As answered before by Earwicker, you can not use forward declarations in any of those cases as the compiler needs to know the size of the class.
You can only use forward declaration in a set of operations:
- declaring functions that take the forward declared class as parameters or returns it
- declaring member pointers or references to the forward declared class
- declaring static variables of the forward declared type in the class definition
You cannot use it to
- declare a member attribute of the given type (compiler requires size)
- define or create an object of the type or delete it
- call any static or member method of the class or access any member or static attribute
(did I forget any?)
Take into account that declaring an auto_ptr is not the same as declaring a raw pointer, since the auto_ptr instantiation will try to delete the pointer when it goes out of scope and deleting requires the complete declaration of the type. If you use an auto_ptr
in to hold a forward declared type you will have to provide a destructor (even if empty) and define it after the full class declaration has been seen.
There are also some other subtleties. When you forward declare a class, you are telling the compiler that it will be a class. This means that it cannot be a enum or a typedef into another type. That is the problem you are getting when you try to forward declare std::string, as it is a typedef of a specific instantiation of a template
typedef basic_string<char> string; // aproximate
To forward declare string you would need to forward declare the basic_string template and then create the typedef. The problem is that the standard does not state the number of parameters that basic_string template takes, it just states that if it takes more than one parameter, there rest of the parameters must have a default type so that the expression above compiles. This means that there is no standard way for forward declaring the template.

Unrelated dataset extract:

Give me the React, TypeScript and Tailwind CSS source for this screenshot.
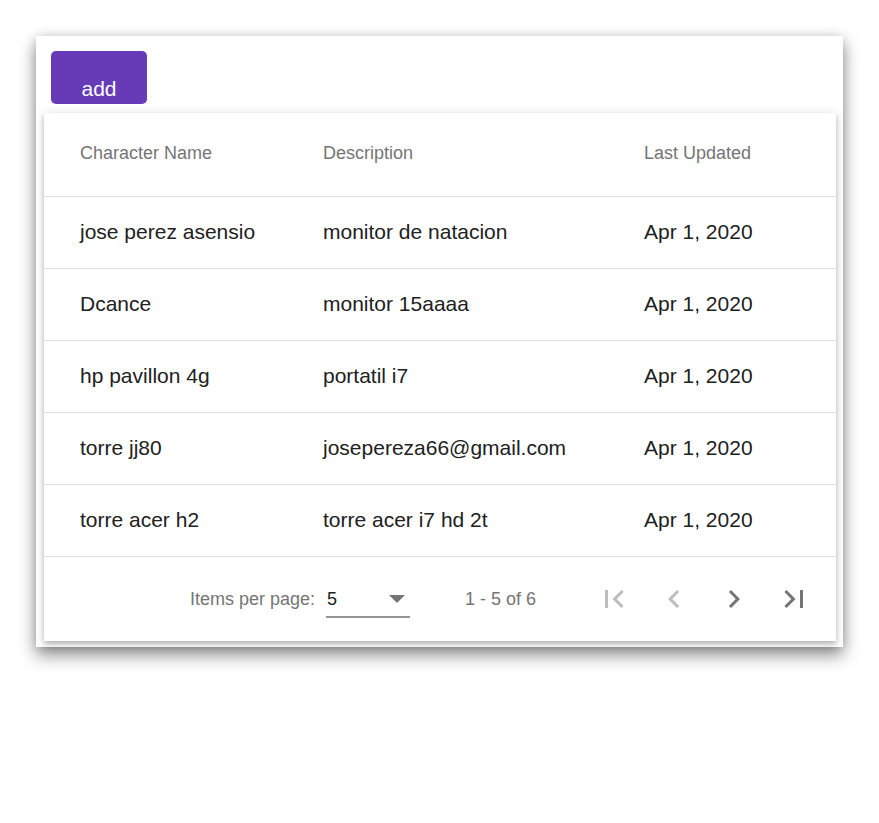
const rows = [
  { name: "jose perez asensio", desc: "monitor de natacion", date: "Apr 1, 2020" },
  { name: "Dcance", desc: "monitor 15aaaa", date: "Apr 1, 2020" },
  { name: "hp pavillon 4g", desc: "portatil i7", date: "Apr 1, 2020" },
  { name: "torre jj80", desc: "josepereza66@gmail.com", date: "Apr 1, 2020" },
  { name: "torre acer h2", desc: "torre acer i7 hd 2t", date: "Apr 1, 2020" },
];

function PageIcon({ d, disabled }: { d: string; disabled?: boolean }) {
  return (
    <button className="grid h-[60px] w-[60px] place-items-center">
      <svg viewBox="0 0 24 24" className={disabled ? "h-9 w-9 fill-[#bdbdbd]" : "h-9 w-9 fill-[#757575]"}>
        <path d={d} />
      </svg>
    </button>
  );
}

export default function App() {
  return (
    <div className="min-h-[823px] bg-white p-9 font-['Liberation_Sans',Arial,sans-serif]">
      <div className="bg-white pt-[15px] pb-[6px] shadow-[0_8px_16px_rgba(0,0,0,0.45),0_0_10px_rgba(0,0,0,0.12)]">
        <button className="ml-[15px] h-[53px] w-[96px] rounded-[5px] bg-[#673ab7] pt-[22px] text-[21px] leading-[24px] text-white">
          add
        </button>
        <div className="mt-[9px] ml-[8px] mr-[7px] bg-white shadow-[0_3px_5px_rgba(0,0,0,0.25),0_1px_12px_rgba(0,0,0,0.1)]">
          <div className="grid h-[84px] grid-cols-[243px_321px_1fr] items-center border-b border-[#e0e0e0] pb-[3px] pl-9 text-[18px] text-[#757575]">
            <span>Character Name</span>
            <span>Description</span>
            <span>Last Updated</span>
          </div>
          {rows.map((r) => (
            <div
              key={r.name}
              className="grid h-[72px] grid-cols-[243px_321px_1fr] items-center border-b border-[#e0e0e0] pb-[2px] pl-9 text-[21px] text-[#212121]"
            >
              <span>{r.name}</span>
              <span>{r.desc}</span>
              <span>{r.date}</span>
            </div>
          ))}
          <div className="flex h-[84px] items-center justify-end pr-[12px] text-[18px] text-[#757575]">
            <span>Items per page:</span>
            <div className="ml-[11px] flex h-[38px] w-[84px] items-center justify-between border-b-2 border-[#949494] pt-[2px]">
              <span className="pl-[1px] text-[#212121]">5</span>
              <span className="mr-[5px] h-0 w-0 border-x-[8px] border-t-[8px] border-x-transparent border-t-[#757575]" />
            </div>
            <span className="ml-[55px] mr-[48px]">1 - 5 of 6</span>
            <PageIcon disabled d="M18.41 16.59L13.82 12l4.59-4.59L17 6l-6 6 6 6zM6 6h2v12H6z" />
            <PageIcon disabled d="M15.41 7.41L14 6l-6 6 6 6 1.41-1.41L10.83 12z" />
            <PageIcon d="M10 6L8.59 7.41 13.17 12l-4.58 4.59L10 18l6-6z" />
            <PageIcon d="M5.59 7.41L10.18 12l-4.59 4.59L7 18l6-6-6-6zM16 6h2v12h-2z" />
          </div>
        </div>
      </div>
    </div>
  );
}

If, on the other hand you want to forward declare a non-standard template (non STL, that is) you can do it for as long as you do know the number of parameters:
template <typename T, typename U> class Test; // correct
//template <typename T> class Test; // incorrect even if U has a default type
template <typename T, typename U = int> class Test {
// ...
};
At the end, the advice that was given to you by Roddy: forward declare as much as you can, but assume that some things must be included.